D'autres indicateurs, comme ceux liés à l'éducation, et à la recherche reflètent également le savoir-faire. Il est important de noter que les US et l'Europe continuent de dominer dans les domaines de la formation et de la recherche universitaires. Le classement de Shanghai montre qu’une majorité d’universités figurant dans le top 500 sont américaines et européennes: 137 universités se trouvent aux US, 80 sont réparties entre l’Allemagne, la France, l’Italie et l’Espagne, tandis que la Chine n’en comptabilise que 58. Les Etats-Unis et l'Europe attirent nettement plus d'étudiants internationaux, faisant de ces régions des centres de connaissances établis, par opposition à la Chine qui attire deux fois moins d'étudiants étrangers.

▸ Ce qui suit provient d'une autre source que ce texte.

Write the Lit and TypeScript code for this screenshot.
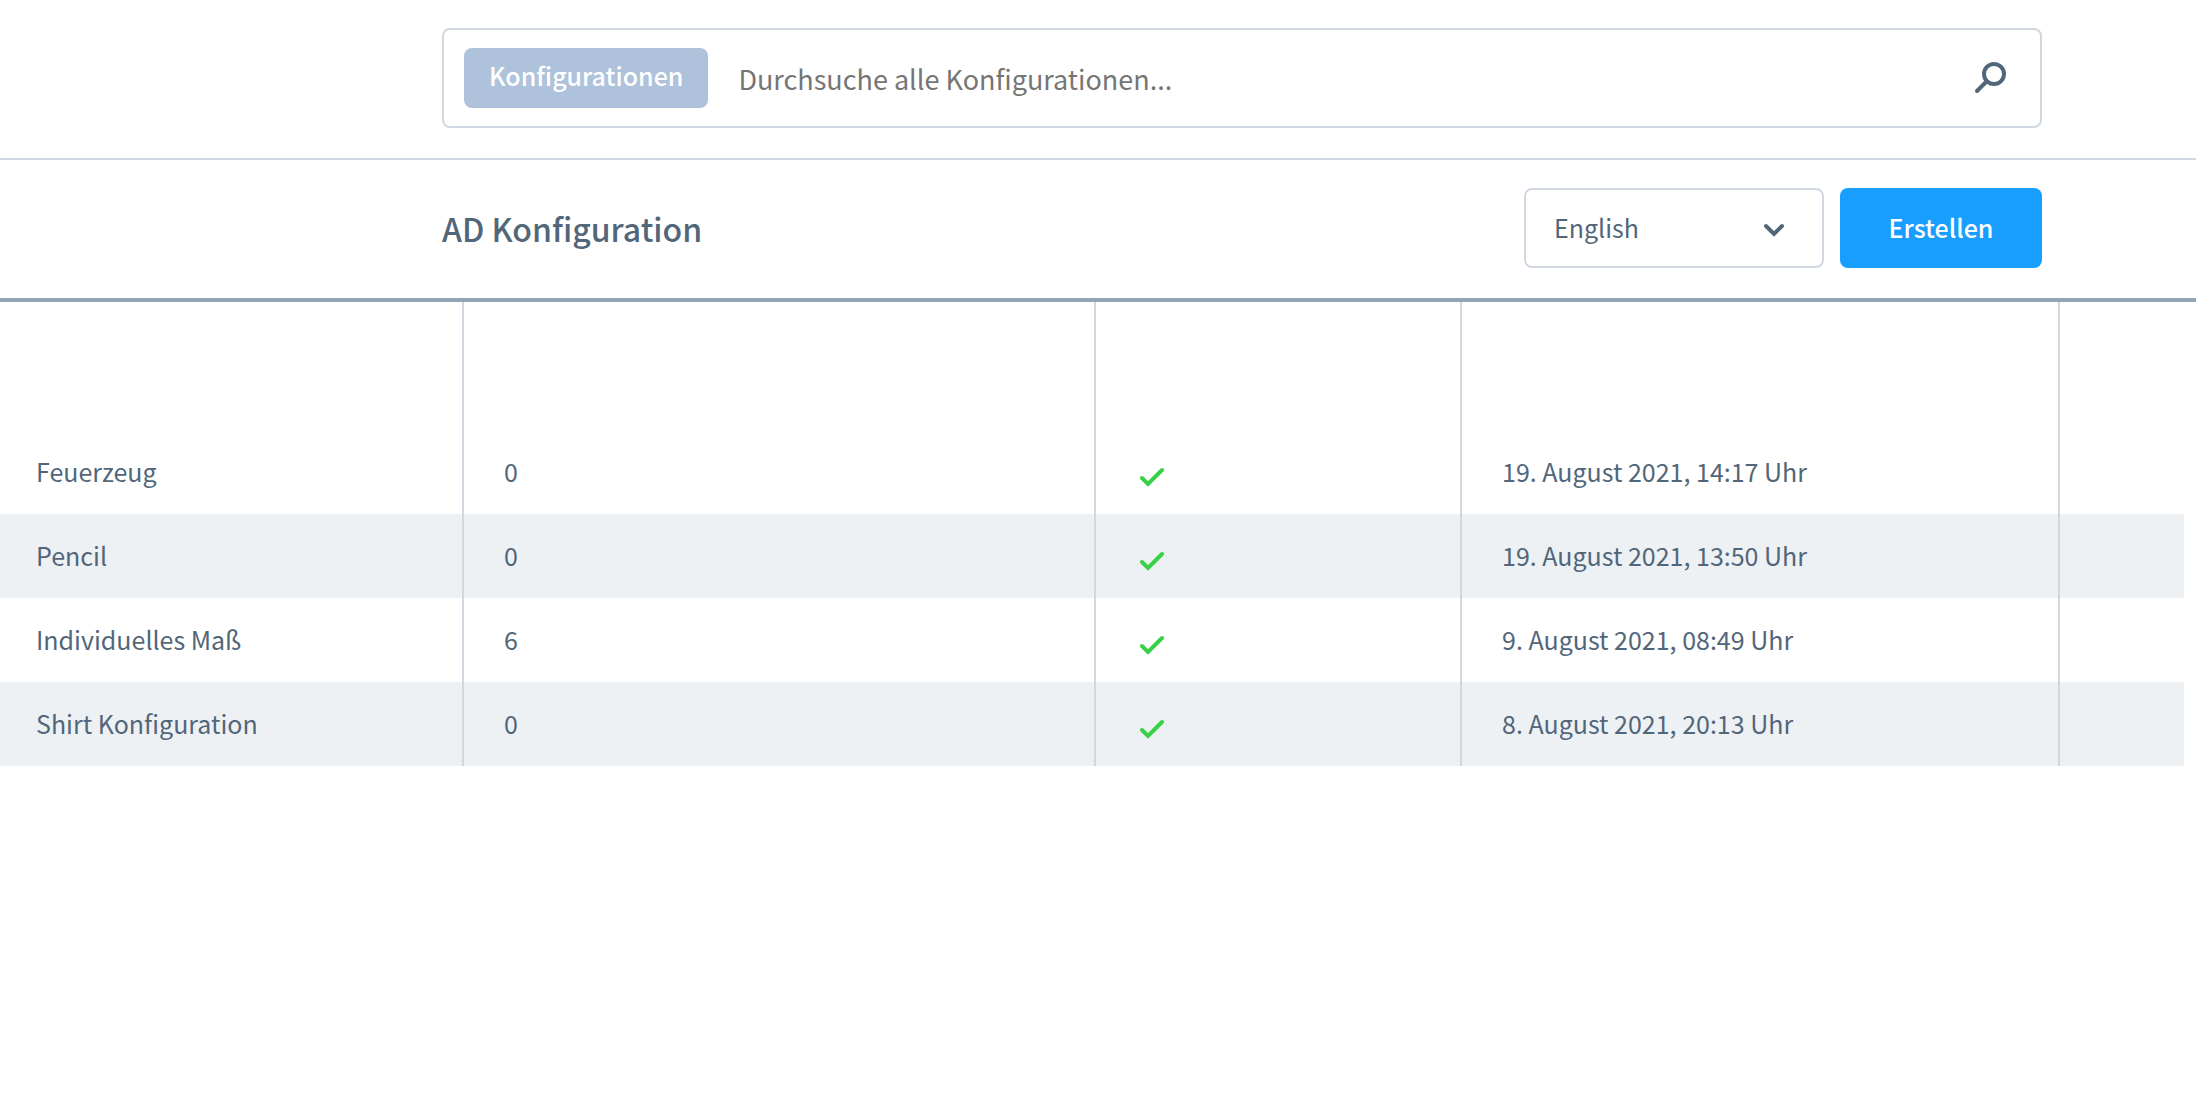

Bonne et mauvaise nouvelle: tous sont (encore) interdépendants
Le bloc actuel composé des US, de l'UE et des pays de l'Otan devrait donc conserver une longueur d'avance sur la ressource essentielle du savoir-faire. Néanmoins, les Etats-Unis, le Japon et l’Europe, sont dépendants des minéraux et des métaux, pour lesquels la Chine détient un quasi-monopole, en particulier ceux nécessaires à la transition énergétique.

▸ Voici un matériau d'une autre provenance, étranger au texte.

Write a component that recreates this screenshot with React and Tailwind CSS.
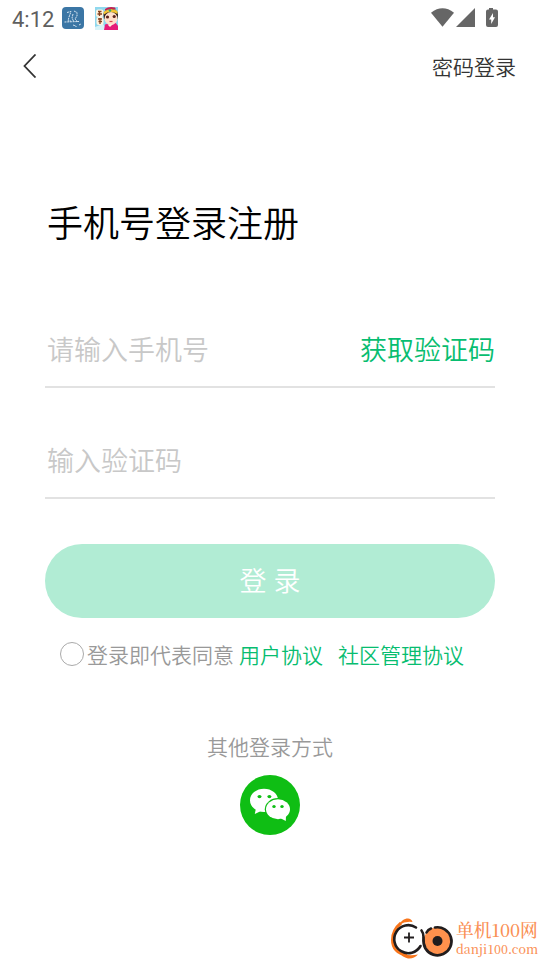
const StatusBar = () => {
  return (
    <div className="flex h-9 items-center pl-3 pr-[41px]">
      <span className="w-[50px] pt-1 font-[Roboto] text-[22px] leading-8 font-[450] text-[#5f5f5f]">
        4:12
      </span>
      <svg className="block h-[23px] w-[23px]" viewBox="0 0 23 23">
        <rect width="22" height="22" x="0" y="0" rx="4" fill="#3b76a5" />
        <g fill="none" stroke="#d5e4f0" strokeWidth="1" strokeDasharray="2 0.7">
          <path d="M5 5.5 L9 4.5 L7 10 L6 14 L9 14" />
          <path d="M12 4 L15 5.5 L15 9 L13 12 L16 15" />
          <path d="M11 7 L10 11 L12 15" />
          <path d="M2.5 15 L17 14.5" />
          <path d="M11 18 L14 19 L14 20 M17 18 L19 17" />
        </g>
      </svg>
      <svg className="ml-2.5 block h-[23px] w-[23px]" viewBox="0 0 23 23">
        <rect width="23" height="23" fill="#8fd8ee" />
        <path d="M0 20 L8 17 L12 23 H0 Z" fill="#d8f3f8" />
        <rect x="1" y="2.5" width="7.5" height="7.5" rx="2" fill="#fff3df" />
        <rect x="1.5" y="10" width="7" height="8" rx="2" fill="#fff3df" />
        <path
          d="M3 4.5 H6.5 M2.5 7 H7 M4.5 4 V9 M3 12 H7 M3.5 14.5 H7 M5 11 V17"
          stroke="#85421f"
          strokeWidth="1.3"
        />
        <path d="M9 23 L10 17.5 L20 15 L23 19 V23 Z" fill="#e51c79" />
        <path d="M8.5 8 C8 1 23 -1 23 8 L22.5 12 H9 Z" fill="#33221d" />
        <ellipse cx="16" cy="11.5" rx="6.5" ry="6.5" fill="#ffe0cb" />
        <path d="M8.5 5 Q15 -0.5 22.5 4 L22.5 7 Q15 3 9 7.5 Z" fill="#f4c534" />
        <path d="M10 2 Q14 -1 20 0.5 L21 2.5 Q14 1 10 3.8 Z" fill="#c52252" />
        <circle cx="15" cy="3.5" r="1.3" fill="#36a574" />
        <circle cx="12.5" cy="10" r="1.6" fill="#5d231a" />
        <circle cx="19.2" cy="9.5" r="1.6" fill="#5d231a" />
        <path d="M14.5 14.5 H17.5" stroke="#d6444c" strokeWidth="1.2" />
        <path d="M12.5 17.5 L15 20 L18 17" fill="#fff3df" />
      </svg>
      <svg className="ml-auto block h-5 w-[68px]" viewBox="0 0 68 20" fill="#666666">
        <path d="M0 4.7 Q11.5 -4.2 23 4.7 L11.5 18.7 Z" />
        <path d="M44 0 V19 H25 Z" />
        <path
          fillRule="evenodd"
          d="M58 0 H62 V1.5 H65 Q67 1.5 67 3.5 V17 Q67 19 65 19 H57 Q55 19 55 17 V3.5 Q55 1.5 57 1.5 H58 Z M62 5 L58 11.5 H60.2 V16 L64 9.3 H62 Z"
        />
      </svg>
    </div>
  );
};

const Field = ({ placeholder, action }) => {
  return (
    <div className="flex h-[76px] items-center justify-between border-b-2 border-[#e2e2e2] pl-0.5 text-[27px] leading-10">
      <span className="text-[#c8c8c8]">{placeholder}</span>
      {action && <button className="text-[#07bd70]">{action}</button>}
    </div>
  );
};

const WechatIcon = () => {
  return (
    <svg className="mt-[13px] block h-[60px] w-[60px]" viewBox="0 0 60 60">
      <circle cx="30" cy="30" r="30" fill="#0fbe14" />
      <ellipse cx="24" cy="25.3" rx="14" ry="11.6" fill="#fff" />
      <path d="M16 33 L14.8 39 L22 35.5 Z" fill="#fff" />
      <ellipse cx="38" cy="34.3" rx="13.2" ry="11.2" fill="#0fbe14" />
      <ellipse cx="38" cy="34.3" rx="12" ry="10" fill="#fff" />
      <path d="M40 43 L45.8 46 L46 40 Z" fill="#fff" />
      <g fill="#0fbe14">
        <ellipse cx="19.5" cy="21.6" rx="2" ry="1.7" />
        <ellipse cx="29.4" cy="21.6" rx="2" ry="1.7" />
        <ellipse cx="34" cy="31.4" rx="1.7" ry="1.5" />
        <ellipse cx="42" cy="31.4" rx="1.7" ry="1.5" />
      </g>
    </svg>
  );
};

const Watermark = () => {
  return (
    <div className="mt-auto flex h-[43px] items-start self-end pr-0.5 text-[#fa9055]">
      <svg className="block h-[43px] w-[65px]" viewBox="0 0 65 43" fill="none">
        <path
          d="M10 6 C4 11 1.5 16 1.5 23 C1.5 31 7 36.5 16 38.5"
          stroke="#f8751b"
          strokeWidth="3"
        />
        <path d="M8 8 C10 4 13 1.5 17 1.5 C19 1.5 21 3 21.5 5 Q14 4 8 8 Z" fill="#f8751b" />
        <path d="M8 35 Q16 40 27 37.5 Q23 42 17 41.5 Q11 40 8 35 Z" fill="#f8751b" />
        <path
          d="M25 10.5 A14 14 0 1 0 29.5 29"
          stroke="#211d1e"
          strokeWidth="2.6"
          strokeLinecap="round"
        />
        <path d="M18 15.5 V25.5 M13 20.5 H23" stroke="#211d1e" strokeWidth="1.8" />
        <circle cx="46.5" cy="24" r="13.8" fill="#ff914d" />
        <path
          d="M44 10.5 A14 14 0 1 1 34.5 31.5 Q32 27 32.5 21"
          stroke="#211d1e"
          strokeWidth="2.7"
          strokeLinecap="round"
        />
        <path
          d="M30.5 13.5 Q32.5 16 32.5 20 M35.5 15.5 Q37 12.5 40 11.5"
          stroke="#211d1e"
          strokeWidth="2.6"
          strokeLinecap="round"
        />
        <circle cx="46.5" cy="24" r="5" fill="#211d1e" />
      </svg>
      <div className="flex w-[82px] flex-col font-['Noto_Serif_CJK_SC','Liberation_Serif',serif] font-medium">
        <span className="text-[17.8px] leading-[26px] whitespace-nowrap">单机100网</span>
        <span className="text-[12.4px] leading-3 whitespace-nowrap">danji100.com</span>
      </div>
    </div>
  );
};

const App = () => {
  return (
    <div className="flex h-[960px] w-[540px] flex-col overflow-hidden bg-white font-['Noto_Sans_CJK_SC',sans-serif] font-[350]">
      <StatusBar />
      <header className="flex h-[60px] items-center justify-between pl-[23px] pr-6">
        <svg className="block h-6 w-3.5" viewBox="0 0 14 24" fill="none">
          <path d="M12.5 0.5 L1.5 12 L12.5 23.5" stroke="#333333" strokeWidth="1.8" />
        </svg>
        <button className="text-[21px] leading-8 text-[#333333]">密码登录</button>
      </header>
      <main className="flex flex-col px-[45px]">
        <h1 className="mt-[98px] pl-0.5 text-[36px] leading-[54px] font-[350] text-black">
          手机号登录注册
        </h1>
        <div className="mt-16 flex flex-col gap-[35px]">
          <Field placeholder="请输入手机号" action="获取验证码" />
          <Field placeholder="输入验证码" />
        </div>
        <button className="mt-[45px] h-[74px] rounded-full bg-[#b1ecd4] pb-0.5 text-[27px] leading-10 [word-spacing:1px] text-white">
          登 录
        </button>
        <div className="mt-5 flex h-8 items-center pl-[15px] text-[21px] leading-8 text-[#999999]">
          <span className="h-6 w-6 rounded-full border border-[#aaaaaa]" />
          <span className="ml-[3px]">登录即代表同意</span>
          <span className="ml-[5px] text-[#07bd70]">用户协议</span>
          <span className="ml-[15px] text-[#07bd70]">社区管理协议</span>
        </div>
      </main>
      <section className="mt-[60px] flex flex-col items-center">
        <p className="text-[21px] leading-8 text-[#999999]">其他登录方式</p>
        <WechatIcon />
      </section>
      <Watermark />
    </div>
  );
};

export default App;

Les pays riches en ressources qui ne se reconnaissent ni dans l'Occident dominé par les Etats-Unis ni dans la Chine, appelés swing states, voudront utiliser leurs ressources à des fins géostratégiques, ce qui devrait conduire à des alliances instables et une situation géopolitique volatile. La mauvaise nouvelle serait que certains pays décident à l'avenir de faire sécession pour former leur propre «bloc» et refusent les avantages du commerce mondial. Selon la Chambre de commerce internationale (ICC), les Etats-Unis et le bloc occidental pourraient y perdre jusqu'à 8% de leur performance économique, et la Chine jusqu'à 12%. Une scission serait particulièrement dommageable en matière de savoir-faire, car le savoir est sans doute la seule ressource qui se multiplie lorsqu'on la partage.
Presque toutes les nations semblent dépendre les unes des autres. Reconnaître leurs liens par le commerce mondial pourrait contribuer à réduire les conflits entre Etats. Ce serait là, la bonne nouvelle en ce qui concerne la compétition pour les ressources.